RECORDS SHOWN:
— Begin —

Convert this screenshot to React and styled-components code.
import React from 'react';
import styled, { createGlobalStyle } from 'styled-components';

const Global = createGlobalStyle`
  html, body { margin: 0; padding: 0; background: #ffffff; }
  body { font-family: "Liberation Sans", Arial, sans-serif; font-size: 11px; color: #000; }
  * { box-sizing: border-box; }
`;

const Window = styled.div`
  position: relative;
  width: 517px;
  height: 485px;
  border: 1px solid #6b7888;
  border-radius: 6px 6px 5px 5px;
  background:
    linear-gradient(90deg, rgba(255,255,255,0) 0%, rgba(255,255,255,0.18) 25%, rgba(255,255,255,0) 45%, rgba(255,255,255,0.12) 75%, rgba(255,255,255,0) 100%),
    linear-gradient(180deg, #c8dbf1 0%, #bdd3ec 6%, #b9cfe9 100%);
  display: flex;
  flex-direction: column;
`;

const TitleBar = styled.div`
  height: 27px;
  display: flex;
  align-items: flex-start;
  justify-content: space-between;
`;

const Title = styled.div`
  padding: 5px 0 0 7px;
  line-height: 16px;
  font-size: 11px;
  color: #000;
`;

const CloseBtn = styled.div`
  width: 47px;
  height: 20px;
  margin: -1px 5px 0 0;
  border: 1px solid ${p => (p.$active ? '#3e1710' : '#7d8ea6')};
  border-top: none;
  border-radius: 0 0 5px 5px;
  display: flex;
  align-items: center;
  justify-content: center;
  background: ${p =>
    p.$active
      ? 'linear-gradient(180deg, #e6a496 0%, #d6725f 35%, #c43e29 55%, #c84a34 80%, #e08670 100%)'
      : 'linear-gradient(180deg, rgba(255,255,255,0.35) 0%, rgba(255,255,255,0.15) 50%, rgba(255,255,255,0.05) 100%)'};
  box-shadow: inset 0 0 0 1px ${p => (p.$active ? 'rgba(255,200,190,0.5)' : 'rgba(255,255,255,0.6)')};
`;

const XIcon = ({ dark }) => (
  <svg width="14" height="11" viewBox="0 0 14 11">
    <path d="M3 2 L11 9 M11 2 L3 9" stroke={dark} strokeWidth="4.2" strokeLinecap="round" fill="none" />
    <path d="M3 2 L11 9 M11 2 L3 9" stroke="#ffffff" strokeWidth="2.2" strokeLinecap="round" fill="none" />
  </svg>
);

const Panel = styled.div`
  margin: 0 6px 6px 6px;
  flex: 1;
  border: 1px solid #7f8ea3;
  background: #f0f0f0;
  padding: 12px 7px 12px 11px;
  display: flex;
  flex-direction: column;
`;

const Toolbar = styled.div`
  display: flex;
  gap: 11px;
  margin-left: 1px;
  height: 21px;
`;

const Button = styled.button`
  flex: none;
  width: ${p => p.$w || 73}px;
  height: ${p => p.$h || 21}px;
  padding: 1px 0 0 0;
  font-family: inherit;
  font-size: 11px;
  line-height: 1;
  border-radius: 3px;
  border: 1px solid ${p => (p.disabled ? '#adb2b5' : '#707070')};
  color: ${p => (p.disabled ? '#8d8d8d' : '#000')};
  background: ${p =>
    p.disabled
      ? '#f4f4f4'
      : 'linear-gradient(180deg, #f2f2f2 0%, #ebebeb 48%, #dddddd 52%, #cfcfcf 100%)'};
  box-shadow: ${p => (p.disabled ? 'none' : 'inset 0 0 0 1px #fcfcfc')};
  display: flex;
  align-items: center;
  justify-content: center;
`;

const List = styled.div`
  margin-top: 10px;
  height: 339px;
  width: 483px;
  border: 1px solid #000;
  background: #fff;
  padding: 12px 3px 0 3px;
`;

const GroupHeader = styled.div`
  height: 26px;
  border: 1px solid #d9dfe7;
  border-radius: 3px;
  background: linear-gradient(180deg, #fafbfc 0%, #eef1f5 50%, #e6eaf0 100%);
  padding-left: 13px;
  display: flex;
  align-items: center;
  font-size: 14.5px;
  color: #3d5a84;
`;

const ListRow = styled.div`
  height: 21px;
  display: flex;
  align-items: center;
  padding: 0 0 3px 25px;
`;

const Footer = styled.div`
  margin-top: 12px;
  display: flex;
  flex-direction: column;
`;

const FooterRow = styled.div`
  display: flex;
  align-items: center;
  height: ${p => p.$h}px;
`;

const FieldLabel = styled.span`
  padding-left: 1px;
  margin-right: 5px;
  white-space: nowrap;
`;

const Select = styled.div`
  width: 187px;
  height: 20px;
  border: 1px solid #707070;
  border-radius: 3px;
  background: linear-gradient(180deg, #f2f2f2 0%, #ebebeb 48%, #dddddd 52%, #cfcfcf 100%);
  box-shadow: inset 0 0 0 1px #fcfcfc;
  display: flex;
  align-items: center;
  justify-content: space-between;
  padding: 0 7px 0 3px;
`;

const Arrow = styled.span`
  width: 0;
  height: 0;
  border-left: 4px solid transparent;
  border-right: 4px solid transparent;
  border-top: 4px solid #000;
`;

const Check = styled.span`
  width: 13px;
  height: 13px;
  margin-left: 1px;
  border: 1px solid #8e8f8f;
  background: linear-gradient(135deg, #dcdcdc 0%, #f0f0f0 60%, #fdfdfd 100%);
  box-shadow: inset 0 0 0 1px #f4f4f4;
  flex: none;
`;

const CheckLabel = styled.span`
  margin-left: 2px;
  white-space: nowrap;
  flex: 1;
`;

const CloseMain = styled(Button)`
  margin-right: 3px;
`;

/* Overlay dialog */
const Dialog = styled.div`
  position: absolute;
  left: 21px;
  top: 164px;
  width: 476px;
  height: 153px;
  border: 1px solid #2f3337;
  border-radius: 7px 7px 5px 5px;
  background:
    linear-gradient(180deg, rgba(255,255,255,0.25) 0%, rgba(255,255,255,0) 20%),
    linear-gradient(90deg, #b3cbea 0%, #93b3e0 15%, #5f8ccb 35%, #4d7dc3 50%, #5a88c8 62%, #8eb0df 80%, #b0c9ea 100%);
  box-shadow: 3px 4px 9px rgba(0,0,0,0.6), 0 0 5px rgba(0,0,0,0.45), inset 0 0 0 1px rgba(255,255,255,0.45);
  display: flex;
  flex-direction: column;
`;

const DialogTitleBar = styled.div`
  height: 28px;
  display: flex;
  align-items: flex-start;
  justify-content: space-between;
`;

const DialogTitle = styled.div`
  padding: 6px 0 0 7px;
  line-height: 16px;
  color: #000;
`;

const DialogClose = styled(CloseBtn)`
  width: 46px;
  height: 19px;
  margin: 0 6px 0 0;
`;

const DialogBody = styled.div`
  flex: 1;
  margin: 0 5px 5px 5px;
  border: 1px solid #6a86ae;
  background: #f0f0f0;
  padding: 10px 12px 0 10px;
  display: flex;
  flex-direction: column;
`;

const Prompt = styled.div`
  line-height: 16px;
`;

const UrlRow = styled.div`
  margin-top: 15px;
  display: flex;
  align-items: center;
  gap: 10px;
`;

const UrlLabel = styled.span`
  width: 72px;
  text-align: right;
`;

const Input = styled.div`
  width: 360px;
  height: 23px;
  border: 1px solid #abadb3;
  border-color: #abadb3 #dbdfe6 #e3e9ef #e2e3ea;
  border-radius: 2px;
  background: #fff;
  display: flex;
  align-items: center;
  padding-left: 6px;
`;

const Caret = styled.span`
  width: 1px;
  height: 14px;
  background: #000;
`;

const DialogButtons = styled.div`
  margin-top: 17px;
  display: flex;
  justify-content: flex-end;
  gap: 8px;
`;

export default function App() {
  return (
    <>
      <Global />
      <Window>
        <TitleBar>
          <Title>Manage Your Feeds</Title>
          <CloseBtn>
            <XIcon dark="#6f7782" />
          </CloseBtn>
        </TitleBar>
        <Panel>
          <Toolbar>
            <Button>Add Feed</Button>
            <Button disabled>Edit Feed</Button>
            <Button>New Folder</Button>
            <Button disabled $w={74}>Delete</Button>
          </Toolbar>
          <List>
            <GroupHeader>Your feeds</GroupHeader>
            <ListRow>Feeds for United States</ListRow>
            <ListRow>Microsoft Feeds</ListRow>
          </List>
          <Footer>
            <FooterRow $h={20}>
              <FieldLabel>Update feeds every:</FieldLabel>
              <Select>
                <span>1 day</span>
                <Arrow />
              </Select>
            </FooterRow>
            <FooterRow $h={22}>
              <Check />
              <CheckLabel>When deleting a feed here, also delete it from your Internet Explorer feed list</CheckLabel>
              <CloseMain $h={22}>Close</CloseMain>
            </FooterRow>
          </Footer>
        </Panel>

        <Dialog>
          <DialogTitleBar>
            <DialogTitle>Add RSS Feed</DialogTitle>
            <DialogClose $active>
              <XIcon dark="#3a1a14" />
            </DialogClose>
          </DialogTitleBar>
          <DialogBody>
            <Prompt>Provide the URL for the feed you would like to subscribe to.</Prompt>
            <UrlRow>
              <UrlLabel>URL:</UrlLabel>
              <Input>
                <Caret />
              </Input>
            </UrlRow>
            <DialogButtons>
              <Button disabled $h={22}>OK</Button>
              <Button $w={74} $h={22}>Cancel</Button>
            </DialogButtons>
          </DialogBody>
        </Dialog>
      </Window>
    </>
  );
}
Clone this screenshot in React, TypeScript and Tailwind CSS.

— End —

EXERCISE: Go through the listing above and locate each line that holds the word "this". Copy those lines.

EXERCISE OUTPUT:
Convert this screenshot to React and styled-components code.
Clone this screenshot in React, TypeScript and Tailwind CSS.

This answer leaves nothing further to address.